Problems arise when one
index term occurs twice within a page. In this case, the
index contains duplicate page numbers for this entry. We will
see how to deal with it in the following parts of this
article.
Indexes for non-English languages represent another issue.
Generating the index consists of grouping the index terms
with the same initial letters and then alphabetical sorting the entries within each letter group. The stylesheets
exactly implement this algorithm that is unfortunately
insufficient for many languages.
For example, some languages
treat "ch" as a single
letter that should sort between "c" and "d" in traditional Spanish or between
"h" and "i" in Czech.
Diacritics can be the cause of another complexity. Some
languages completely ignore them, some use complex rules. In
Czech, for example, the words starting with letters
"u" and "ú" belong to
the same index group, but words starting with
"c" and "č" belongs to
two different groups. And we don't even want to start thinking
about the CJKV languages.
XSLT offers very poor support for
grouping, which is why the index generation is very
difficult. If you want to implement locale-aware indexing in
XSLT you will reach the limits of the language. Fortunately, many
XSLT processors offer extensions to the XSLT core -- so we will
next see how internationalized indexing is supported in
the DocBook XSL stylesheets.
Removing Duplicate Page Numbers
from a Printed Index
As I mentioned earlier, the current combination of the
XSLT and XSL-FO standards does not provide a mechanism for
removing duplicate page numbers from a printed index. This
serious drawback can be overcome in two ways. The first
solution utilizes the FO processor, which implements a vendor
extension for the index generation. The other possibility is
to use multiple passes over a document to detect and remove
the duplicities.
The vendor extensions are supported in the two best-known
commercial FO processors -- XEP and
XSL
Formatter. The DocBook XSL stylesheets contain support
for these FO implementations; we just tell
stylesheets to use these extensions by turning on an
appropriate parameter. For instance, XEP should be invoked
by the following command line:
xep -xml document.xml -xsl .../fo/docbook.xsl -param xep.extensions=1
In the real world we usually change behavior of the
stylesheets by customizing more than one parameter. The best
practice is then to create a customization layer, which
imports stock stylesheets and sets all necessary parameters.

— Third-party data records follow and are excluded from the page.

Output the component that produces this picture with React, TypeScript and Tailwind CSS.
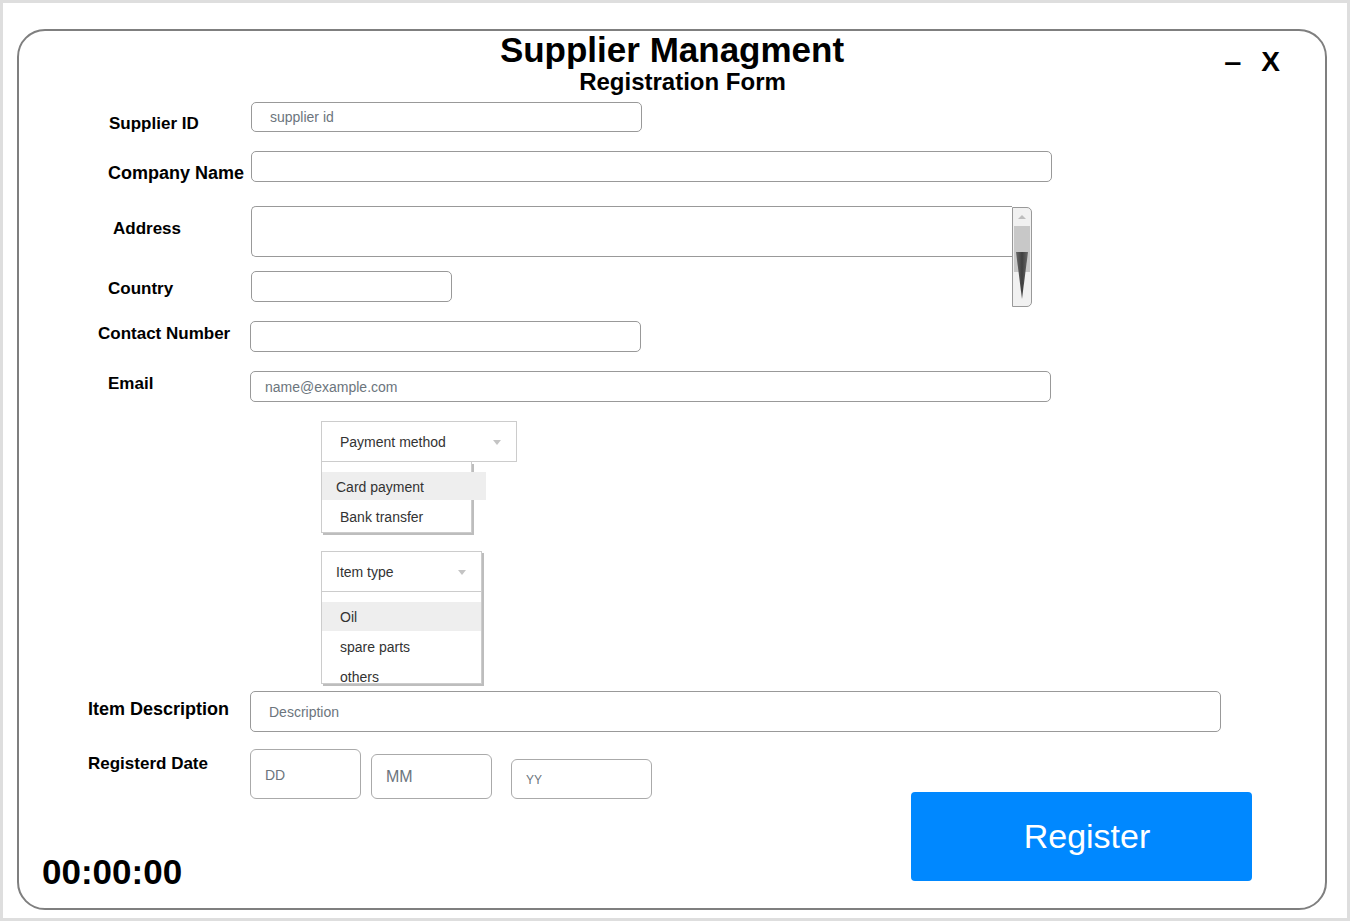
export default function App() {
  return (
    <div className="h-[921px] w-[1350px] border-[3px] border-[#dedede] bg-white pl-[14px] pt-[26px] font-['Liberation_Sans',Arial,sans-serif] text-black">
      <div className="flex h-[881px] w-[1310px] flex-col rounded-[28px] border-2 border-[#7f7f7f]">
        {/* header */}
        <header className="grid grid-cols-[1fr_auto_1fr] pt-[1px]">
          <div />
          <div className="flex flex-col items-center">
            <h1 className="text-[35px] font-bold leading-[35px]">Supplier Managment</h1>
            <h2 className="ml-[21px] mt-[3px] text-[24px] font-bold leading-[23px]">Registration Form</h2>
          </div>
          <div className="flex items-start justify-end gap-[21px] pr-[45px] pt-[16px] text-[28px] font-bold leading-[28px]">
            <span className="inline-block scale-x-110">–</span>
            <span>X</span>
          </div>
        </header>

        {/* supplier id */}
        <div className="mt-[9px] flex h-[30px]">
          <label className="w-[232px] shrink-0 pl-[90px] pt-[12px] text-[17px] font-bold leading-[20px]">Supplier ID</label>
          <input
            placeholder="supplier id"
            className="h-[30px] w-[391px] rounded-[5px] border border-[#999] pl-[18px] text-[14px] outline-none placeholder:text-[#6c757d]"
          />
        </div>

        {/* company name */}
        <div className="mt-[19px] flex h-[31px]">
          <label className="w-[232px] shrink-0 pl-[89px] pt-[12px] text-[18px] font-bold leading-[20px]">Company Name</label>
          <input className="h-[31px] w-[801px] rounded-[5px] border border-[#999] pl-[18px] text-[14px] outline-none" />
        </div>

        {/* address */}
        <div className="mt-[24px] flex h-[51px] items-start">
          <label className="w-[232px] shrink-0 pl-[94px] pt-[13px] text-[17px] font-bold leading-[20px]">Address</label>
          <div className="h-[51px] w-[761px] rounded-l-[5px] border-y border-l border-[#999]" />
          <div className="mt-[1px] flex h-[100px] w-[20px] shrink-0 flex-col items-center rounded-r-[5px] border border-[#999] bg-[#f1f1f1]">
            <span className="mt-[7px] h-0 w-0 border-x-[4px] border-b-[4px] border-x-transparent border-b-[#bdbdbd]" />
            <div className="relative mt-[7px] h-[46px] w-[16px] bg-[#c8c8c8]">
              <svg width="12" height="48" viewBox="0 0 12 48" className="absolute left-[2px] top-[26px]">
                <defs>
                  <linearGradient id="sb" x1="0" x2="1" y1="0" y2="0">
                    <stop offset="0" stopColor="#6a6a6a" />
                    <stop offset="0.5" stopColor="#3f3f3f" />
                    <stop offset="1" stopColor="#6a6a6a" />
                  </linearGradient>
                </defs>
                <polygon points="0,0 12,0 6,47" fill="url(#sb)" />
              </svg>
            </div>
          </div>
        </div>

        {/* country */}
        <div className="mt-[14px] flex h-[31px]">
          <label className="w-[232px] shrink-0 pl-[89px] pt-[8px] text-[17px] font-bold leading-[20px]">Country</label>
          <input className="h-[31px] w-[201px] rounded-[5px] border border-[#999] pl-[14px] text-[14px] outline-none" />
        </div>

        {/* contact number */}
        <div className="mt-[19px] flex h-[31px]">
          <label className="w-[231px] shrink-0 pl-[79px] pt-[3px] text-[17px] font-bold leading-[20px]">Contact Number</label>
          <input className="h-[31px] w-[391px] rounded-[5px] border border-[#999] pl-[14px] text-[14px] outline-none" />
        </div>

        {/* email */}
        <div className="mt-[19px] flex h-[31px]">
          <label className="w-[231px] shrink-0 pl-[89px] pt-[3px] text-[17px] font-bold leading-[20px]">Email</label>
          <input
            placeholder="name@example.com"
            className="h-[31px] w-[801px] rounded-[5px] border border-[#999] pl-[14px] text-[14px] outline-none placeholder:text-[#6c757d]"
          />
        </div>

        {/* payment method */}
        <div className="ml-[302px] mt-[19px] w-[196px] text-[14px] text-[#333]">
          <div className="flex h-[41px] items-center justify-between border border-[#ccc] pl-[18px] pr-[15px] pt-[1px]">
            <span>Payment method</span>
            <span className="h-0 w-0 border-x-[4px] border-t-[5px] border-x-transparent border-t-[#c4c4c4]" />
          </div>
          <div className="h-[71px] w-[151px] border-x border-b border-[#ccc] pt-[10px] shadow-[2px_2px_0_#bdbdbd]">
            <div className="relative flex h-[28px] w-[164px] items-center bg-[#eee] pl-[14px] pt-[2px]">Card payment</div>
            <div className="flex h-[31px] items-center pl-[18px] pt-[3px]">Bank transfer</div>
          </div>
        </div>

        {/* item type */}
        <div className="ml-[302px] mt-[18px] w-[161px] text-[14px] text-[#333] shadow-[2px_2px_0_#bdbdbd]">
          <div className="flex h-[41px] items-center justify-between border border-[#ccc] pl-[14px] pr-[15px] pt-[1px]">
            <span>Item type</span>
            <span className="h-0 w-0 border-x-[4px] border-t-[5px] border-x-transparent border-t-[#c4c4c4]" />
          </div>
          <div className="h-[92px] border-x border-b border-[#ccc] pt-[10px]">
            <div className="flex h-[29px] items-center bg-[#eee] pl-[18px] pt-[2px]">Oil</div>
            <div className="flex h-[30px] items-center pl-[18px] pt-[2px]">spare parts</div>
            <div className="flex h-[30px] items-center pl-[18px] pt-[2px]">others</div>
          </div>
        </div>

        {/* item description */}
        <div className="mt-[7px] flex h-[41px]">
          <label className="w-[231px] shrink-0 pl-[69px] pt-[8px] text-[18px] font-bold leading-[20px]">Item Description</label>
          <input
            placeholder="Description"
            className="h-[41px] w-[971px] rounded-[5px] border border-[#999] pl-[18px] text-[14px] outline-none placeholder:text-[#6c757d]"
          />
        </div>

        {/* date + footer */}
        <div className="mt-[17px] flex items-start">
          <div className="flex flex-col">
            <div className="flex h-[50px] items-end">
              <label className="w-[231px] shrink-0 self-start pl-[69px] pt-[5px] text-[17px] font-bold leading-[20px]">Registerd Date</label>
              <input
                placeholder="DD"
                className="h-[50px] w-[111px] rounded-[6px] border border-[#aaa] pl-[14px] pt-[2px] text-[14px] outline-none placeholder:text-[#6c757d]"
              />
              <input
                placeholder="MM"
                className="ml-[10px] h-[45px] w-[121px] rounded-[6px] border border-[#aaa] pl-[14px] text-[16px] outline-none placeholder:text-[#6c757d]"
              />
              <input
                placeholder="YY"
                className="ml-[19px] h-[40px] w-[141px] rounded-[6px] border border-[#aaa] pl-[14px] pt-[2px] text-[12px] outline-none placeholder:text-[#6c757d]"
              />
            </div>
            <div className="mt-[55px] pl-[23px] text-[35px] font-bold leading-[35px]">00:00:00</div>
          </div>
          <button className="ml-auto mr-[73px] mt-[43px] h-[89px] w-[341px] rounded-[4px] bg-[#0088ff] pl-[11px] text-[34px] text-white">
            Register
          </button>
        </div>
      </div>
    </div>
  );
}
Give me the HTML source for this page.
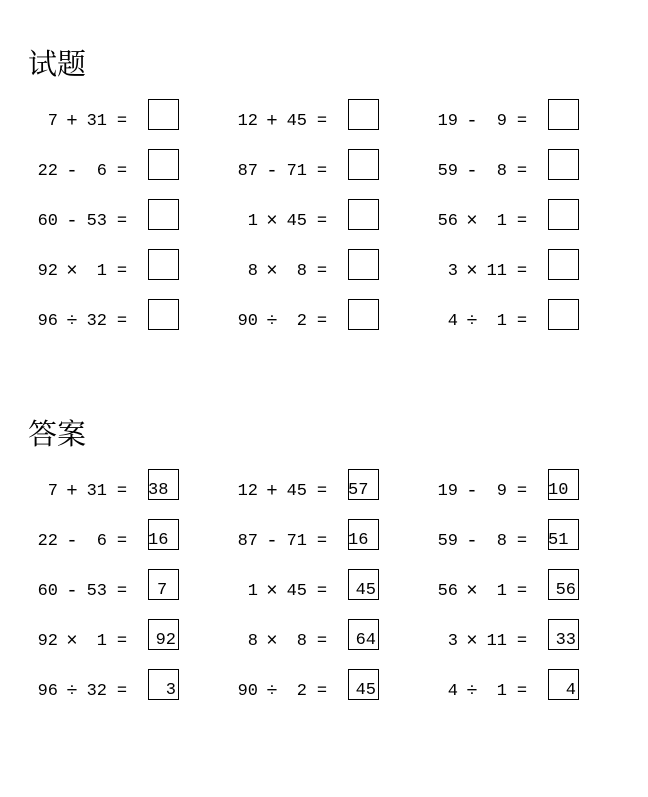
<!DOCTYPE html>
<html><head><meta charset="utf-8"><style>
body{margin:0;width:648px;height:797px;background:#fff;position:relative;font-family:"Liberation Mono","Noto Sans CJK SC",monospace;color:#000}
.t{position:absolute;left:28px;font:29px "Liberation Serif","Noto Serif CJK SC",serif;line-height:1}
.s{position:absolute;font-size:17px;line-height:20px;white-space:pre}
.r{text-align:right}
.c{text-align:center}
.o{font-size:19px}
.b{position:absolute;width:29px;height:29px;border:1px solid #000}
.b span{position:absolute;bottom:-2px;font-size:17px;line-height:20px}
</style></head><body>
<div class="t" style="top:51px">试题</div>
<div class="t" style="top:421px">答案</div>
<div id="g"></div>
<script>
var q=[["7","+","31","38"],["12","+","45","57"],["19","-","9","10"],
["22","-","6","16"],["87","-","71","16"],["59","-","8","51"],
["60","-","53","7"],["1","×","45","45"],["56","×","1","56"],
["92","×","1","92"],["8","×","8","64"],["3","×","11","33"],
["96","÷","32","3"],["90","÷","2","45"],["4","÷","1","4"]];
var left={"38":1,"57":1,"10":1,"16":1,"51":1};
var h="";
[0,370].forEach(function(off,sec){
q.forEach(function(e,i){
var col=i%3,row=Math.floor(i/3),x=col*200,y=off+112+row*50;
h+='<div class="s r" style="left:'+(x+18)+'px;width:40px;top:'+y+'px">'+e[0]+'</div>';
h+='<div class="s c o" style="left:'+(x+62)+'px;width:20px;top:'+(y-1)+'px">'+e[1]+'</div>';
h+='<div class="s r" style="left:'+(x+67)+'px;width:40px;top:'+y+'px">'+e[2]+'</div>';
h+='<div class="s c" style="left:'+(x+112)+'px;width:20px;top:'+y+'px">=</div>';
var sp='';
if(sec){var st=left[e[3]]?'left:-1px':(e[3]=="7"?'left:8px':'right:2px');sp='<span style="'+st+'">'+e[3]+'</span>';}
h+='<div class="b" style="left:'+(x+148)+'px;top:'+(off+99+row*50)+'px">'+sp+'</div>';
});});
document.getElementById("g").innerHTML=h;
</script>
</body></html>
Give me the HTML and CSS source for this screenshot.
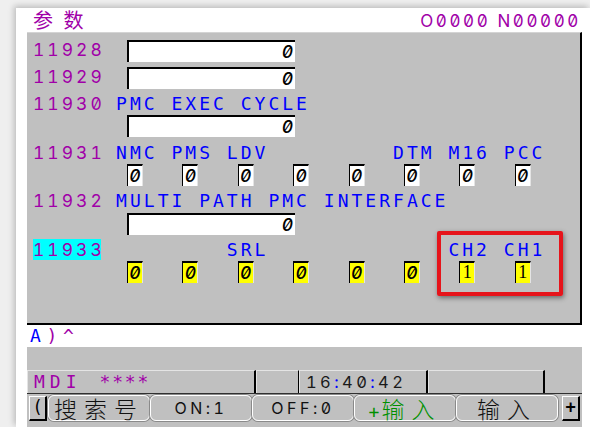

<?xml version="1.0" encoding="utf-8"?>
<xsl:stylesheet xmlns:xsl=
"http://www.w3.org/1999/XSL/Transform" version="1.0">
<xsl:import href="http://docbook.sourceforge.net/release/xsl
/current/fo/docbook.xsl"/>
<xsl:param name="paper.type" select="'A4'"/>
<xsl:param name="xep.extensions" select="1"/>
</xsl:stylesheet>
If you prefer XSL Formatter over XEP, you can use a similar parameter
axf.extensions to turn on the XSL Formatter support.
Using both parameters results in removing duplicate page numbers and in creating
a page range for continuous sequences of page numbers. For example, if a single
index entry occurs on the following pages:
5, 5, 8, 9, 10, 37
The output will be more reasonable and aesthetic in the
following way:
5, 8–10, 37
In the future no need of using such vendor extensions will be
necessary because the upcoming version 1.1 of XSL-FO
has the direct index support.
When using another FO processor, we must employ a more
difficult procedure. This is also the case of the open-source
FOP
processor. We must process the document twice. The first
pass is done with the make.index.markup
parameter set.
The resulting PDF will contain an XML markup
for index entries and page numbers. This PDF can be converted
to plain text from which the XML markup is extracted. The
duplicates are then removed and the modified XML fragment of
the index is now used to get the proper PDF. This process is
a real hackery, and it does not work very well for languages
that use characters outside the ISO Latin 1 -- the FOP does
not insert the proper Unicode mapping vector for embedded
fonts. This technique was invented by G. Ken Holman.
Internationalized Indexes
The DocBook XSL stylesheets adapt its output to a document
language. The document language can be specified by using the
lang attribute.
<?xml version='1.0' encoding='utf-8'?>
<!DOCTYPE book PUBLIC '-//OASIS//DTD DocBook XML V4.3//EN'
'http://www.oasis-open.org/docbook/xml/4.3/docbookx.dtd'>
<book lang="de">
... German book ...
</book>
Due to the previously mentioned limitations of XSLT the
stylesheets cannot use different grouping criteria for each
language. Fortunately, several XSLT processors offer
extensions to XSLT that can be used to overcome this
limitation. As these extensions are not backward compatible
with pure XSLT, they cannot be included in the default
stylesheet. If we want to generate an internationalized
index, we must use the EXSLT-aware XSLT processor, which
supports user-defined functions. Then these functions can be
used in the definition of a lookup key (xsl:key). These criteria are met
by Saxon; xsltproc is still having some unresolved
issues at the time of this writing.
If we want to use internationalized indexing features of the
stylesheets we must create a customization layer that will
override default index-generating templates by including a
small autoidx-ng.xsl stylesheet.
<?xml version="1.0" encoding="utf-8"?>
<xsl:stylesheet xmlns:xsl=
"http://www.w3.org/1999/XSL/Transform" version="1.0">
<xsl:import href="http://docbook.sourceforge.net/release
/xsl/current/fo/docbook.xsl"/>
<xsl:include href="http://docbook.sourceforge.net/release
/xsl/current/fo/autoidx-ng.xsl"/>
<!--
Parameter settings and other modifications of stylesheet
-->
</xsl:stylesheet>
The internationalized indexing is implemented for both HTML
and print (FO) output. Each output format has its own
autoidx-ng.xsl file in the
corresponding directory. The stylesheets currently support
the internationalized indexing for the following languages:
Czech, Danish, German, English, Spanish, French, and Turkish.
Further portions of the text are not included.